The drone operator who sits with a coffee from Starbucks in their cozy pilot’s chair outside Las Vegas and strikes unknown targets will, confidently as Eichmann, say it is done for “humanitarian intervention”; and, as with Eichmann, they too dutifully look forward to promotion and more good things to come—along with the latest catchphrase. Just as Eichmann made only brief visits to the death sites, so the drone operator is insulated from the people he kills—or, perhaps, “they” kill; and the planners above them, right up to Power, even more so.
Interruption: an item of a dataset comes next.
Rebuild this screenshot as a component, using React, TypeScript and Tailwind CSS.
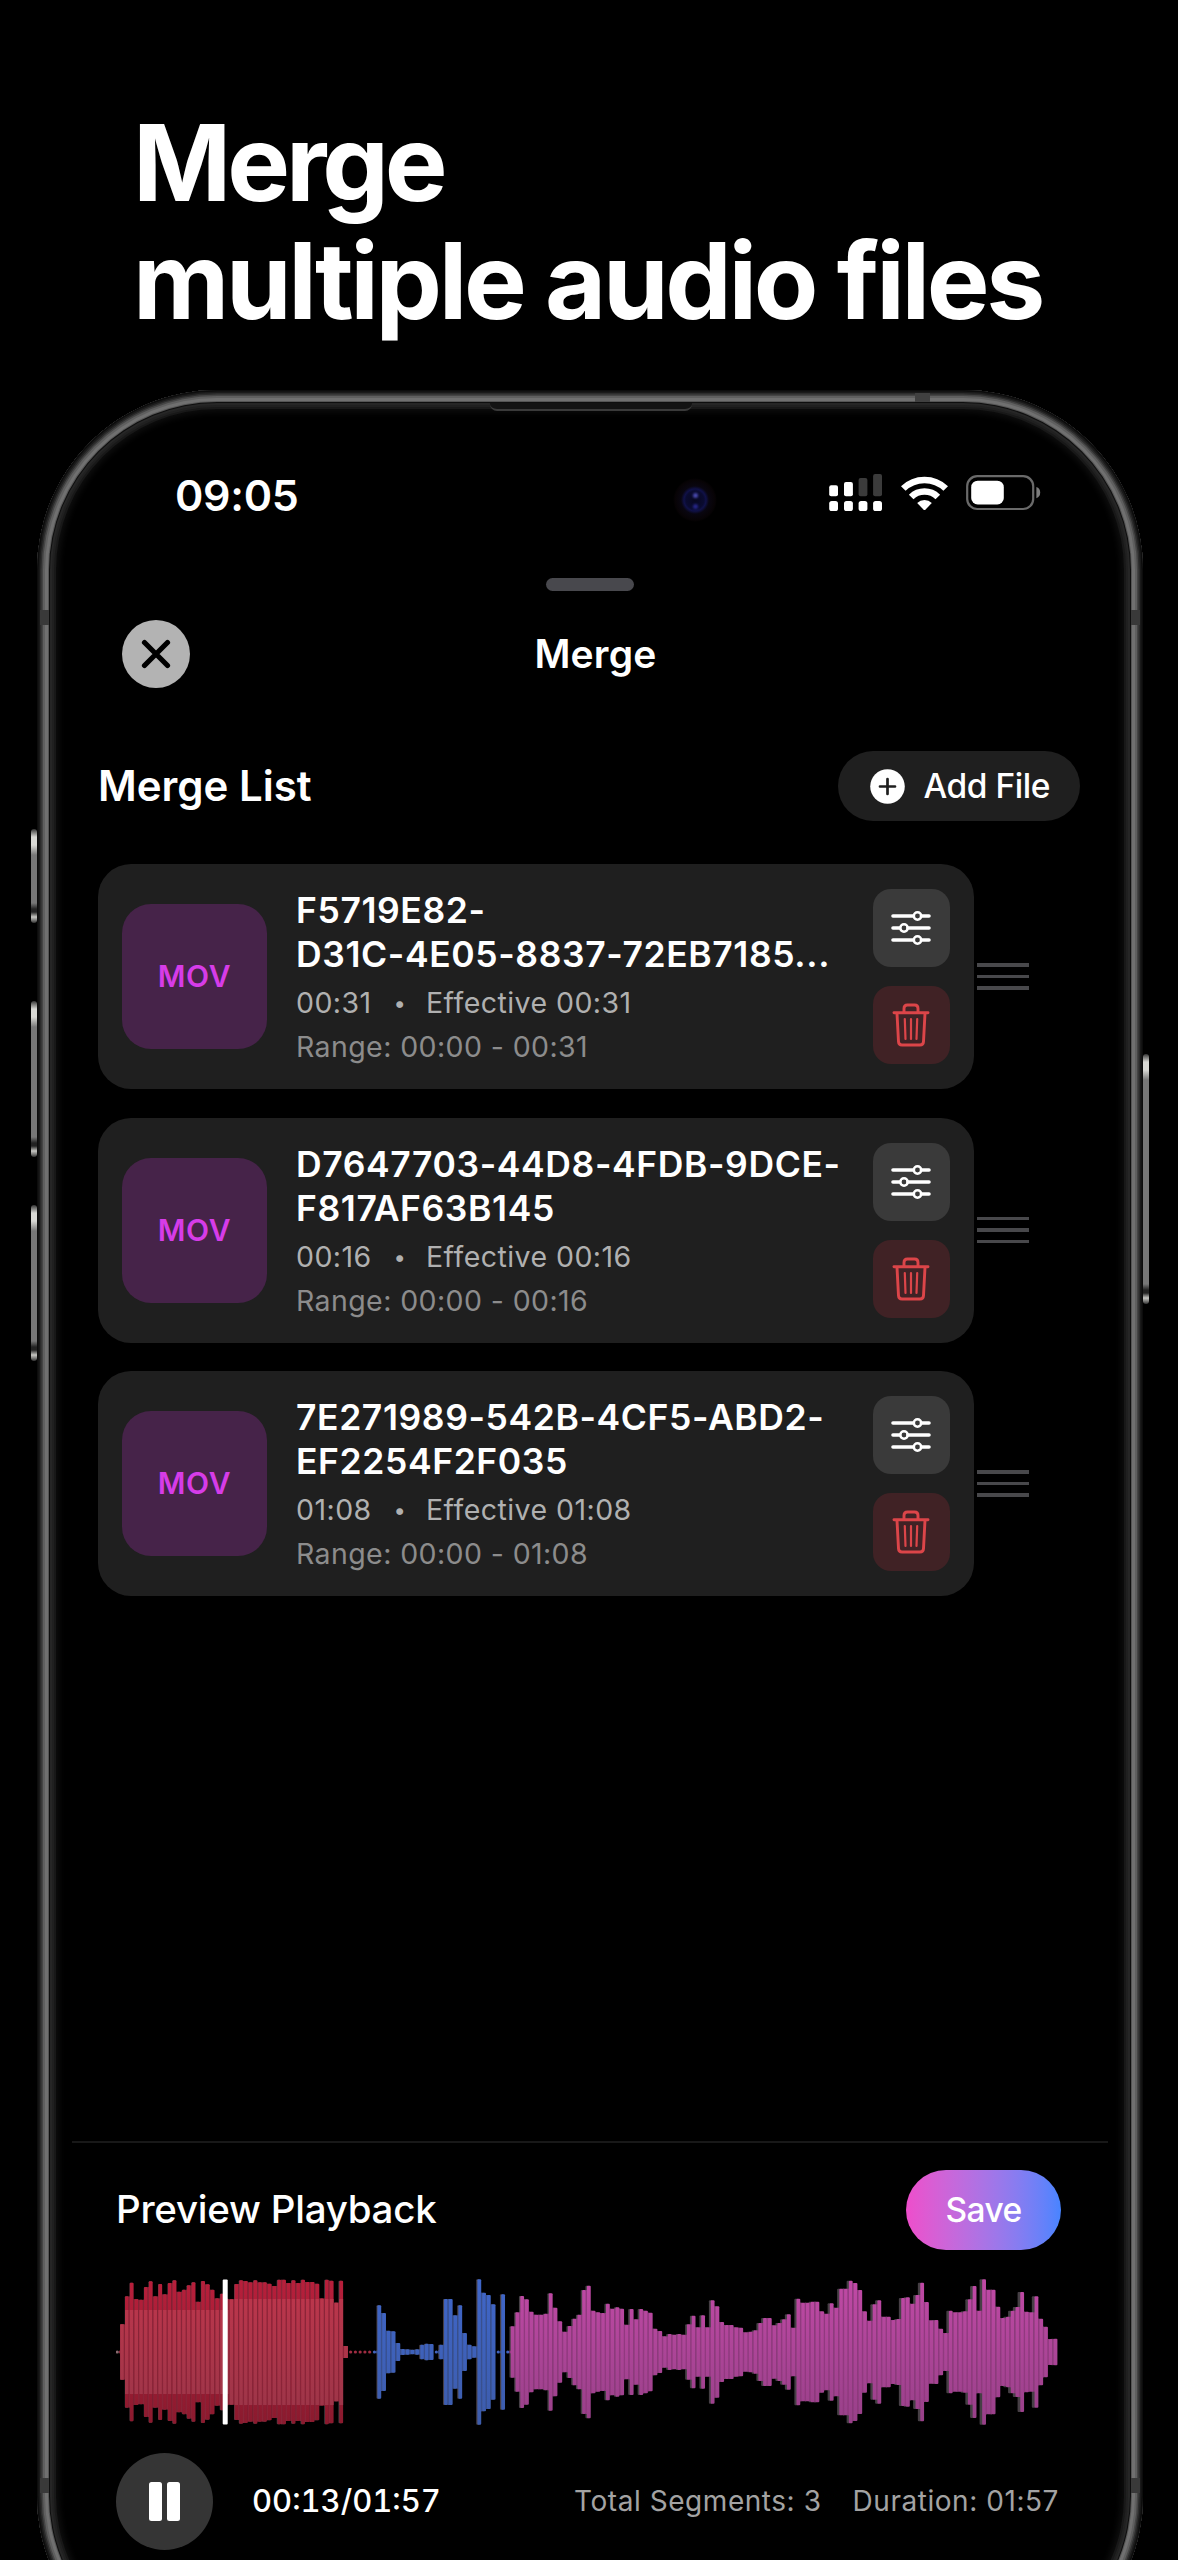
type Clip = {
  lines: string[];
  length: string;
};

const CLIPS: Clip[] = [
  { lines: ['F5719E82-', 'D31C-4E05-8837-72EB7185...'], length: '00:31' },
  { lines: ['D7647703-44D8-4FDB-9DCE-', 'F817AF63B145'], length: '00:16' },
  { lines: ['7E271989-542B-4CF5-ABD2-', 'EF2254F2F035'], length: '01:08' },
];

// bar half heights, 218 = full scale
const RED = [
  4, 83, 167, 208, 159, 157, 195, 212, 167, 204, 173, 207, 215, 181, 187, 200, 209, 151, 213, 203,
  187, 161, 175, 160, 158, 204, 215, 213, 209, 215, 209, 209, 205, 198, 217, 217, 207, 215, 207, 217,
  210, 210, 205, 161, 217, 214, 148, 214, 18, 4, 4, 4, 4, 4,
];
const BLUE = [
  4, 140, 117, 64, 62, 27, 9, 8, 7, 8, 22, 25, 24, 5, 22, 159, 159, 110, 140, 57, 22, 17, 218, 178,
  171, 143, 4, 173, 4,
];
const PINK = [
  77, 119, 168, 158, 121, 112, 112, 115, 176, 133, 92, 61, 78, 100, 112, 186, 199, 124, 119, 117,
  145, 130, 134, 130, 82, 129, 98, 129, 124, 118, 70, 63, 47, 54, 52, 54, 52, 83, 109, 74, 110, 74,
  155, 137, 90, 81, 81, 74, 73, 59, 61, 65, 87, 102, 102, 80, 87, 98, 113, 73, 160, 148, 148, 151,
  151, 122, 115, 146, 133, 190, 190, 214, 207, 186, 122, 94, 143, 155, 106, 106, 96, 99, 162, 164,
  145, 171, 208, 150, 95, 96, 70, 57, 124, 119, 119, 122, 158, 198, 124, 218, 187, 187, 136, 102,
  106, 124, 135, 180, 121, 119, 167, 100, 76, 39, 40,
];

const BARS = [
  ...RED.map((h) => ({ h, tone: 'red' })),
  ...BLUE.map((h) => ({ h, tone: 'blue' })),
  ...PINK.map((h) => ({ h, tone: 'pink' })),
];

const PITCH = 4.762;
const barX = (i: number) => 1.3 + i * PITCH;

function Waveform() {
  const mid = 73;
  return (
    <svg width="944" height="146" viewBox="0 0 944 146" className="block">
      <defs>
        <linearGradient id="red" gradientUnits="userSpaceOnUse" x1="0" y1="0" x2="0" y2="146">
          <stop offset="0" stopColor="#b81f3b" />
          <stop offset="1" stopColor="#8a1a2e" />
        </linearGradient>
        <linearGradient id="redInner" gradientUnits="userSpaceOnUse" x1="0" y1="0" x2="0" y2="146">
          <stop offset="0" stopColor="#c0364c" />
          <stop offset="1" stopColor="#983548" />
        </linearGradient>
        <linearGradient id="blue" gradientUnits="userSpaceOnUse" x1="0" y1="0" x2="0" y2="146">
          <stop offset="0" stopColor="#3f66c9" />
          <stop offset="1" stopColor="#3d5cab" />
        </linearGradient>
        <linearGradient id="pink" gradientUnits="userSpaceOnUse" x1="0" y1="0" x2="0" y2="146">
          <stop offset="0" stopColor="#c149a6" />
          <stop offset="1" stopColor="#974088" />
        </linearGradient>
      </defs>
      {/* trailing shadow bars, drifting left along the track */}
      {BARS.map(({ h }, i) =>
        h < 6 ? null : (
          <rect
            key={i}
            x={barX(i) - 2 - (i / BARS.length) * 2.6}
            y={mid - h / 3}
            width={3.6}
            height={(h * 2) / 3}
            rx="1"
            fill="#463f45"
          />
        )
      )}
      {BARS.map(({ h, tone }, i) => {
        const half = h / 3;
        const x = barX(i);
        const inner = Math.min(half, i < 24 ? 42 : 53);
        const gap = tone === 'red' ? '#8a2438' : tone === 'blue' ? '#38508f' : '#91397f';
        const prev = i > 0 ? BARS[i - 1].h / 3 : 0;
        const joint = Math.min(half, prev);
        if (half < 2) {
          return (
            <circle
              key={i}
              cx={x}
              cy={mid}
              r="1.6"
              fill={i === 0 ? '#8a6a70' : tone === 'red' ? '#a02c42' : tone === 'blue' ? '#4263bd' : '#a04590'}
            />
          );
        }
        return (
          <g key={i}>
            <rect x={x - 3.1} y={mid - joint} width={1.6} height={joint * 2} fill={gap} />
            <rect x={x - 1.8} y={mid - half} width={3.8} height={half * 2} rx="1" fill={`url(#${tone})`} />
            {tone === 'red' && (
              <rect x={x - 1.8} y={mid - inner} width={3.8} height={inner * 2} fill="url(#redInner)" />
            )}
          </g>
        );
      })}
      <rect x="106.7" y="0.4" width="5" height="145.2" rx="1" fill="#fff" />
    </svg>
  );
}

function SignalIcon() {
  return (
    <svg width="54" height="38" viewBox="0 0 54 38" className="block">
      <g fill="#fff">
        <rect x="0.2" y="11.3" width="8.8" height="11" rx="2" />
        <rect x="15" y="8" width="8.9" height="14.3" rx="2" />
        <rect x="0.2" y="27" width="8.8" height="10" rx="2.6" />
        <rect x="15" y="27" width="8.9" height="10" rx="2.6" />
        <rect x="29.6" y="27" width="8.8" height="10" rx="2.6" />
        <rect x="44.1" y="27" width="8.9" height="10" rx="2.6" />
      </g>
      <g fill="#3b3b3b">
        <rect x="29.6" y="4" width="8.8" height="18.3" rx="2" />
        <rect x="44.1" y="0" width="8.9" height="22.3" rx="2" />
      </g>
    </svg>
  );
}

function WifiIcon() {
  return (
    <svg width="47" height="35" viewBox="0 0 47 35" className="block">
      <g fill="none" stroke="#fff" strokeWidth="6.6">
        <path d="M2.3 12.5 A30.5 30.5 0 0 1 44.7 12.5" />
        <path d="M10.2 21 A19 19 0 0 1 36.8 21" />
      </g>
      <path d="M16.2 27 A10.6 10.6 0 0 1 30.8 27 L24.6 33.6 Q23.5 34.6 22.4 33.6 Z" fill="#fff" />
    </svg>
  );
}

function BatteryIcon() {
  return (
    <svg width="75" height="36" viewBox="0 0 75 36" className="block">
      <rect x="1.2" y="1.2" width="66" height="32.8" rx="10" fill="none" stroke="#6a6a6a" strokeWidth="2.2" />
      <rect x="5.2" y="5.7" width="32.6" height="23.8" rx="6.5" fill="#fff" />
      <path d="M70.4 12 Q74.2 13.2 74.2 17.6 Q74.2 22 70.4 23.2 Z" fill="#7c7c7c" />
    </svg>
  );
}

function SlidersIcon() {
  return (
    <svg width="40" height="36" viewBox="0 0 40 36" fill="none" stroke="#fff" strokeLinecap="round">
      <g strokeWidth="3.6">
        <path d="M2 6h20M30.5 6H38" />
        <path d="M2 18h6.5M17 18h21" />
        <path d="M2 30h20M30.5 30H38" />
      </g>
      <g strokeWidth="2.5">
        <circle cx="26.5" cy="6" r="3.7" />
        <circle cx="13" cy="18" r="3.7" />
        <circle cx="26.5" cy="30" r="3.7" />
      </g>
    </svg>
  );
}

function TrashIcon() {
  return (
    <svg width="38" height="44" viewBox="0 0 38 44" fill="none" stroke="#dc4549" strokeLinecap="round" strokeLinejoin="round">
      <g strokeWidth="2.9">
        <path d="M2 9.8h34" />
        <path d="M12 9V5.4Q12 2 15.4 2h7.2Q26 2 26 5.4V9" />
        <path d="M5 10.4 6.5 38.6Q6.7 42 10 42h18Q31.3 42 31.5 38.6L33 10.4" />
      </g>
      <path d="M12.8 16l.7 20M19 16v20M25.2 16l-.7 20" strokeWidth="2.2" />
    </svg>
  );
}

function ClipRow({ clip }: { clip: Clip }) {
  return (
    <div className="flex items-center gap-[3.5px]">
      <div className="flex h-[225px] w-[875.5px] items-start rounded-[33px] bg-[#1f1f1f] pl-[24px]">
        <div className="mt-[40px] flex h-[145px] w-[145px] shrink-0 items-center justify-center rounded-[29px] bg-[#462349] text-[30px] font-semibold tracking-[0.7px] text-[#d63ce8]">
          MOV
        </div>
        <div className="ml-[29px] w-[576.5px] shrink-0 whitespace-nowrap pt-[25px]">
          <div className="text-[35.5px] leading-[44px] font-semibold tracking-[0.6px] text-white">
            {clip.lines.map((line) => (
              <div key={line}>{line}</div>
            ))}
          </div>
          <div className="mt-[4px] flex text-[28.5px] leading-[44px] tracking-[0.45px] text-[#b0b0b0]">
            <span className="w-[76px]">{clip.length}</span>
            <span className="w-[54px] pl-[2px] text-center text-[22px]">•</span>
            <span>Effective {clip.length}</span>
          </div>
          <div className="text-[28.5px] leading-[44px] tracking-[0.4px] text-[#8c8c8c]">
            Range: 00:00 - {clip.length}
          </div>
        </div>
        <div className="mt-[25px] flex flex-col gap-[19px]">
          <button className="flex h-[78px] w-[77px] items-center justify-center rounded-[18px] bg-[#3a3a3a]">
            <SlidersIcon />
          </button>
          <button className="flex h-[78px] w-[77px] items-center justify-center rounded-[18px] bg-[#402225]">
            <TrashIcon />
          </button>
        </div>
      </div>
      <div className="flex w-[51.5px] flex-col gap-[8px]">
        <div className="h-[3.6px] bg-[#48484b]" />
        <div className="h-[3.6px] bg-[#48484b]" />
        <div className="h-[3.6px] bg-[#48484b]" />
      </div>
    </div>
  );
}

function SideKey({ className }: { className: string }) {
  return (
    <div
      className={`absolute w-[6px] rounded-[3px] bg-[linear-gradient(to_bottom,#333_0,#d8d8d4_8px,#d8d8d4_16px,#777_26px,#777_calc(100%-20px),#222_calc(100%-14px),#222_calc(100%-11px),#c8c8c4_calc(100%-6px),#333_100%)] ${className}`}
    />
  );
}

export default function App() {
  return (
    <div className="h-[2560px] w-[1178px] overflow-hidden bg-black font-[Inter,sans-serif] text-white">
      <h1 className="h-[340px] pt-[104px] pl-[133px] text-[105.5px] leading-[118px] font-bold tracking-[-3.35px] whitespace-nowrap">
        <span className="tracking-[-4.1px]">Merge</span>
        <br />
        multiple audio files
      </h1>

      <div className="relative mt-[50px] ml-[37px] h-[2286px] w-[1106px] rounded-[180px] pt-[75px] shadow-[inset_0_0_0_1.5px_#0c0c0c,inset_0_0_0_3px_#1a1a1a,inset_0_0_0_4.5px_#2c2c2c,inset_0_0_0_6px_#454545,inset_0_0_0_8px_#5f5f5f,inset_0_0_0_11px_#707070,inset_0_0_0_12px_#555,inset_0_0_0_13px_#0e0e0e,inset_0_0_0_15px_#262626,inset_0_0_0_17px_#202020,inset_0_0_0_19px_#181818,inset_0_0_6px_22px_#0e0e0e]">
        {/* hardware keys and antenna bands */}
        <SideKey className="top-[439px] -left-[6.5px] h-[94px]" />
        <SideKey className="top-[611px] -left-[6.5px] h-[156px]" />
        <SideKey className="top-[815px] -left-[6.5px] h-[156px]" />
        <SideKey className="top-[664px] -right-[6px] h-[250px]" />
        <div className="absolute top-[220px] left-[3px] h-[15px] w-[9px] bg-[#393939]" />
        <div className="absolute top-[220px] right-[3px] h-[15px] w-[9px] bg-[#393939]" />
        <div className="absolute top-[2088px] left-[3px] h-[15px] w-[9px] bg-[#393939]" />
        <div className="absolute top-[2088px] right-[3px] h-[15px] w-[9px] bg-[#393939]" />
        <div className="absolute top-[3px] left-[878px] h-[9px] w-[15px] bg-[#404040]" />
        <div className="absolute top-[13px] left-[453px] h-[8px] w-[202px] rounded-b-[7px] border-b-2 border-[#3a3a3a] bg-[#131313]" />
        <div className="absolute top-[88px] left-[636px] h-[44px] w-[44px] rounded-full bg-[radial-gradient(circle,#07071f_0,#0a0b30_9px,#101148_11px,#090610_14px,#070305_20px,transparent_22px)]">
          <div className="absolute top-[15px] left-[20px] h-[5px] w-[5px] rounded-full bg-[#4a4ab0] blur-[1px]" />
          <div className="absolute top-[26px] left-[20px] h-[5px] w-[5px] rounded-full bg-[#26268a] blur-[1px]" />
        </div>

        <div className="flex h-[60px] items-center pr-[102.5px] pl-[138px]">
          <span className="text-[43px] leading-[60px] font-semibold tracking-[-0.3px]">09:05</span>
          <div className="-mt-[4px] ml-auto flex items-center gap-[18px]">
            <SignalIcon />
            <WifiIcon />
            <BatteryIcon />
          </div>
        </div>

        <div className="mx-auto mt-[53px] h-[13px] w-[88px] rounded-full bg-[#48484d]" />

        <header className="mt-[28.5px] flex h-[68px] items-center pr-[74px] pl-[85px]">
          <button className="flex h-[68px] w-[68px] items-center justify-center rounded-full bg-[#b3b3b3]">
            <svg width="30" height="30" viewBox="0 0 30 30" stroke="#000" strokeWidth="5.2" strokeLinecap="round">
              <path d="M3.5 3.5 26.5 26.5M26.5 3.5 3.5 26.5" />
            </svg>
          </button>
          <h2 className="flex-1 pt-[2px] pr-[68px] text-center text-[39px] font-semibold tracking-[0.2px]">Merge</h2>
        </header>

        <div className="mt-[63.5px] flex h-[70px] items-center justify-between pr-[63px] pl-[61px]">
          <h3 className="-mt-[2px] text-[42px] font-semibold">Merge List</h3>
          <button className="flex h-[70px] w-[242px] items-center rounded-full bg-[#1f1f1f] pl-[31.5px]">
            <svg width="35" height="35" viewBox="0 0 35 35">
              <circle cx="17.5" cy="17.5" r="17.3" fill="#fff" />
              <path d="M17.5 10v15M10 17.5h15" stroke="#1f1f1f" strokeWidth="2.7" strokeLinecap="round" />
            </svg>
            <span className="ml-[19px] text-[33.5px] font-medium tracking-[-0.45px]">Add File</span>
          </button>
        </div>

        <div className="mt-[43px] flex flex-col gap-[28.6px] pl-[61px]">
          {CLIPS.map((clip) => (
            <ClipRow key={clip.lines[0]} clip={clip} />
          ))}
        </div>

        <div className="mx-[35px] mt-[544.8px] border-t-2 border-[#181818] pr-[47px] pl-[44px]">
          <div className="mt-[27px] flex h-[80px] items-center justify-between">
            <h3 className="text-[38.5px] font-medium tracking-[-0.25px]">Preview Playback</h3>
            <button className="h-[80px] w-[155px] rounded-full bg-linear-to-r from-[#ee4dcb] to-[#4784ff] text-[33.5px] font-medium tracking-[-0.6px]">
              Save
            </button>
          </div>
          <div className="mt-[29px]">
            <Waveform />
          </div>
          <div className="mt-[28px] flex items-center">
            <div className="flex h-[97px] w-[97px] items-center justify-center gap-[5.5px] rounded-full bg-[#353535]">
              <div className="h-[39px] w-[12.3px] rounded-[2.5px] bg-white" />
              <div className="h-[39px] w-[12.3px] rounded-[2.5px] bg-white" />
            </div>
            <span className="ml-[39px] text-[31px] font-medium tabular-nums">00:13/01:57</span>
            <div className="ml-auto flex gap-[31px] pr-[2px] text-[28px] tracking-[0.55px] text-[#a3a3a3]">
              <span>Total Segments: 3</span>
              <span>Duration: 01:57</span>
            </div>
          </div>
        </div>
      </div>
    </div>
  );
}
Further, as is often noted, people who actually work at the CIA and the other various letter agencies are acutely dull, often timeservers with very little imagination—in other words, banal people with the latest slogans from The New York Times on their lips. Again, the point is not an asinine student-fist-in-the-air, “Amerikkka is just like the Nazis, man. Screw ‘em all.” The point is that exactly the same sensibility and perspective—identified by Heidegger and Arendt—exists in America as in the USSR and National Socialist Germany; and this is not simply a political thought, it is to do with an entire mode of engagement with reality that conceals actuality and brings us into a certain relation with what is.